The satisfaction score distribution appears similar for both options, indicating that promotional offers had no impact on satisfaction.

# ggplot Boxplot
ggplot(data, aes(x = product_category, y = satisfaction_score, fill = loyalty_status)) +
  geom_boxplot() +
  scale_fill_brewer(palette = "YIOrRd") + 
  xlab("Product") + 
  labs(fill = "loyalty_status")

Once again, across all categories and loyalty statuses, the distributions appear similar, with a median of around 5. This indicates that for every category and loyalty status, 50% of customers gave a score of 5 or below, while the other 50% scored above 5.

# ggplot Scatterplot
library(ggplot2)

ggplot(data, aes(x = money_spent_purchase, y = income)) + 
  geom_point(color = "pink") + 
  labs(x = "Amount of Money Spent", y = "Annual Income") +
  geom_smooth(method = "lm", color = "deeppink4", se = FALSE)

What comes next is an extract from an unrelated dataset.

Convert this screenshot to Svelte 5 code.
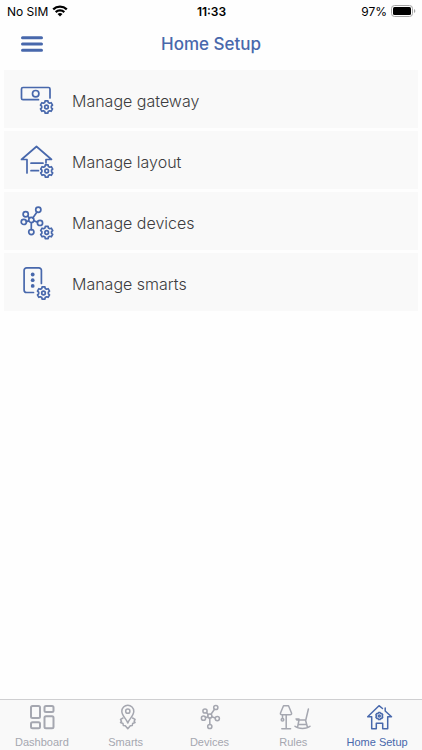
<script>
  let active = "Home Setup";

  const rows = [
    { id: "gateway", label: "Manage gateway", gear: [26.5, 25] },
    { id: "layout", label: "Manage layout", gear: [26.7, 28] },
    { id: "devices", label: "Manage devices", gear: [26.7, 28.5] },
    { id: "smarts", label: "Manage smarts", gear: [23.5, 28] }
  ];

  const tabs = ["Dashboard", "Smarts", "Devices", "Rules", "Home Setup"];

  // six teeth around the origin
  function gearPath(outer, inner) {
    let d = "";
    for (let i = 0; i < 6; i++) {
      const pts = [
        [inner, -20],
        [outer, -13],
        [outer, 13],
        [inner, 20]
      ];
      for (const [r, offset] of pts) {
        const a = ((i * 60 + 30 + offset) * Math.PI) / 180;
        const x = (r * Math.cos(a)).toFixed(2);
        const y = (r * Math.sin(a)).toFixed(2);
        d += (d ? "L" : "M") + x + " " + y;
      }
    }
    return d + "Z";
  }

  const gear = gearPath(6.3, 4.9);
  const smallGear = gearPath(3.6, 3);
</script>

<div class="screen">
  <div class="status">
    <div class="carrier">
      <span>No SIM</span>
      <svg width="16" height="12" viewBox="0 0 16 12" aria-hidden="true">
        <path d="M1.2 4.4a9.8 9.8 0 0 1 13.6 0M3.7 7.1a6.2 6.2 0 0 1 8.6 0" fill="none" stroke="#000" stroke-width="2.2" />
        <path d="M8 11.6 5.5 9.1a3.6 3.6 0 0 1 5 0Z" />
      </svg>
    </div>
    <strong>11:33</strong>
    <div class="battery">
      <span>97%</span>
      <svg width="25" height="12" viewBox="0 0 25 12" aria-hidden="true">
        <rect x="0.5" y="0.5" width="21" height="11" rx="3" fill="none" stroke="#a5a5a5" />
        <rect x="2" y="2" width="18" height="8" rx="1.5" />
        <path d="M23 4v4c1.8-.6 1.8-3.4 0-4Z" fill="#a5a5a5" />
      </svg>
    </div>
  </div>

  <header>
    <button class="menu" type="button" aria-label="Menu">
      <svg width="22" height="16" viewBox="0 0 22 16">
        <path d="M1.5 1.7h19M1.5 8h19M1.5 14.2h19" />
      </svg>
    </button>
    <h1>Home Setup</h1>
  </header>

  <main>
    {#each rows as row}
      <button class="row" type="button">
        <svg width="36" height="36" viewBox="0 0 36 36" aria-hidden="true">
          {#if row.id === "gateway"}
            <path d="M18.5 17.7H3a1.5 1.5 0 0 1-1.5-1.5V7A1.5 1.5 0 0 1 3 5.5h25.5A1.5 1.5 0 0 1 30 7v9" />
            <circle cx="15.7" cy="11.7" r="3.2" />
          {:else if row.id === "layout"}
            <path d="M7 30V16.5H1.5l15-13 15 13H26v3.5M11 20.2h12M11 27.7h7.5" />
          {:else if row.id === "devices"}
            <path d="m12.8 14 4-5.8M7.8 12.1l1.5 2M6.3 17.6l2.3-.7M13.8 16.8l3.6 1.3M11.3 18.8v7" />
            <circle cx="18.3" cy="5.7" r="2.6" />
            <circle cx="5.7" cy="10.2" r="2.6" />
            <circle cx="3.8" cy="17.9" r="2.6" />
            <circle cx="11.3" cy="15.9" r="2.6" />
            <circle cx="20" cy="18.9" r="2.6" />
            <circle cx="11.3" cy="28.1" r="2.6" />
          {:else}
            <path d="M13.5 27.5H6.6A2.5 2.5 0 0 1 4.1 25V5.3a2.5 2.5 0 0 1 2.5-2.5h12.3a2.5 2.5 0 0 1 2.5 2.5v13.2" />
            <g class="dots">
              <circle cx="12.7" cy="9.5" r="1.9" />
              <circle cx="12.7" cy="15.2" r="1.9" />
              <circle cx="12.7" cy="20.9" r="1.9" />
            </g>
          {/if}
          <g transform="translate({row.gear[0]} {row.gear[1]})">
            <path d={gear} />
            <circle r="1.8" />
          </g>
        </svg>
        <span>{row.label}</span>
      </button>
    {/each}
  </main>

  <nav>
    {#each tabs as tab}
      <button
        type="button"
        class="tab"
        class:active={tab === active}
        aria-current={tab === active ? "page" : undefined}
        on:click={() => (active = tab)}>
        <svg width="36" height="28" viewBox="0 0 36 28" aria-hidden="true">
          {#if tab === "Dashboard"}
            <g class="tiles">
              <rect x="7" y="3" width="9" height="12" rx="1.5" />
              <rect x="7" y="19.2" width="9" height="6" rx="1.5" />
              <rect x="20.5" y="3" width="9" height="6" rx="1.5" />
              <rect x="20.5" y="13.2" width="9" height="12" rx="1.5" />
            </g>
          {:else if tab === "Smarts"}
            <path d="M19.8 20c-1.4-4.3-6-7.2-6-11.8a6 6 0 0 1 12 0c0 4.600-4.600 7.500-6 11.800Z" />
            <circle cx="19.8" cy="8.200" r="2.100" />
            <path d="m15 15-2.500 1.300 1 2-1 1.200 2.500 1 .3 2 2 .2 2.500 3 2.500-3 2-.2.3-2 2.500-1-1-1.200 1-2-2.500-1.300" />
          {:else if tab === "Devices"}
            <path d="m20 11.200 3.500-5M15.500 9.500l1.900 2.200M14.400 14.600l2.500-.9M20.700 13.700l3.700 1.300M18.800 15v6.500" />
            <circle cx="24.800" cy="4.500" r="2.100" />
            <circle cx="14" cy="8" r="2.100" />
            <circle cx="12.500" cy="15.200" r="2.100" />
            <circle cx="18.800" cy="13" r="2.100" />
            <circle cx="26.300" cy="15.600" r="2.100" />
            <circle cx="18.800" cy="23.500" r="2.100" />
          {:else if tab === "Rules"}
            <path d="M8.500 2.700h5l3 7.300q.5 1.800-1.500 1.800H7Q5 11.800 5.500 10ZM11.200 12v13M6.800 25.700h8.800M7.500 12v3.500" />
            <circle cx="7.500" cy="16.700" r="1.300" />
            <path d="m33.400 6-2.600 11h-9M21 16h3M24 17l-1.500 7.500M30.500 17l2 7.500M23.500 21.500h8M20 23.300q2.500 2.300 7.500 2.300t7.500-2.300" />
          {:else}
            <path d="M23.500 5.500 20 2.700 8.700 13.800h4v11.900h4.600v-5.400h6.400v5.400h5V13.800h3.800L26.200 8V5" />
            <g transform="translate(20.300 13)">
              <path d={smallGear} />
              <circle r="1" />
            </g>
          {/if}
        </svg>
        <span>{tab}</span>
      </button>
    {/each}
  </nav>
</div>

<style>
  :global(body) {
    margin: 0;
    background: #fefefe;
  }
  * {
    box-sizing: border-box;
  }
  .screen {
    display: flex;
    flex-direction: column;
    min-height: 100vh;
    font-family: Inter, "Liberation Sans", sans-serif;
  }
  button {
    border: 0;
    background: none;
    padding: 0;
    cursor: pointer;
  }
  svg {
    flex: none;
    display: block;
  }
  .status {
    display: grid;
    grid-template-columns: 1fr auto 1fr;
    align-items: center;
    height: 22px;
    padding: 0 6px 0 7px;
    font-size: 12px;
    color: #000;
  }
  .status strong {
    font-weight: 600;
  }
  .carrier,
  .battery {
    display: flex;
    align-items: center;
    gap: 4px;
  }
  .battery {
    justify-content: flex-end;
  }
  header {
    display: grid;
    grid-template-columns: 22px 1fr 22px;
    align-items: center;
    height: 44px;
    padding: 0 21px;
  }
  .menu svg {
    fill: none;
    stroke: #4868ac;
    stroke-width: 3;
    stroke-linecap: round;
  }
  h1 {
    margin: 0;
    text-align: center;
    font-size: 17px;
    font-weight: 500;
    color: #4868ac;
  }
  main {
    flex: 1;
    display: flex;
    flex-direction: column;
    gap: 3px;
    padding: 4px;
  }
  .row {
    display: flex;
    align-items: center;
    gap: 16px;
    height: 58px;
    padding: 2px 16px 0;
    background: #f9f9f9;
    font: 300 16px Inter, "Liberation Sans", sans-serif;
    color: #3c3c40;
    text-align: left;
  }
  .row span {
    padding-top: 2px;
  }
  .row svg {
    fill: none;
    stroke: #4868ac;
    stroke-width: 1.7;
    stroke-linecap: round;
    stroke-linejoin: round;
  }
  .row .dots {
    fill: #4868ac;
    stroke: none;
  }
  nav {
    display: flex;
    height: 51px;
    padding: 3px 3px 0 0;
    border-top: 1px solid #cfcfd1;
    background: #f9f9f9;
  }
  .tab {
    flex: 1 1 0;
    display: flex;
    flex-direction: column;
    align-items: center;
    gap: 4px;
    font: 11px/14px "Liberation Sans", Arial, sans-serif;
    color: #a5a7b0;
  }
  .tab svg {
    fill: none;
    stroke: currentColor;
    stroke-width: 1.5;
    stroke-linecap: round;
    stroke-linejoin: round;
  }
  .tab .tiles {
    stroke-width: 2;
  }
  .tab.active {
    color: #4868ac;
  }
</style>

The plot reveals a positive correlation between income and money_spent_purchase, suggesting that individuals with higher incomes tend to spend more. This aligns with logical expectations.

# Base R Scatterplot
library(car)

scatterplot(age ~ money_spent_purchase | gender, 
            ylab = "Age", 
            xlab = "Amount of Money Spent", 
            smooth = FALSE, 
            data = dataLowerIncome,
            col = "transparent", 
            regLine = list(lty = 1, col = c("darkcyan", "orchid1"))
)

For customers classified as lower income, the correlation between age and money_spent_purchase is virtually nonexistent and is consistent across both genders.

For this visualization, I decided to use a random sample of 200 observations from my data, as including all the observations would compromise readability (I tried it initially).

# Base R Scatterplot Matrix
library(car)

data200 <- data[sample(nrow(data), 200), ]

scatterplotMatrix(data200[, c(2, 4, 9)], 
                  smooth = FALSE, 
                  col = "firebrick")

As observed earlier, income and money spent on purchases are positively correlated. However, for the remaining pairs, no significant correlation is apparent.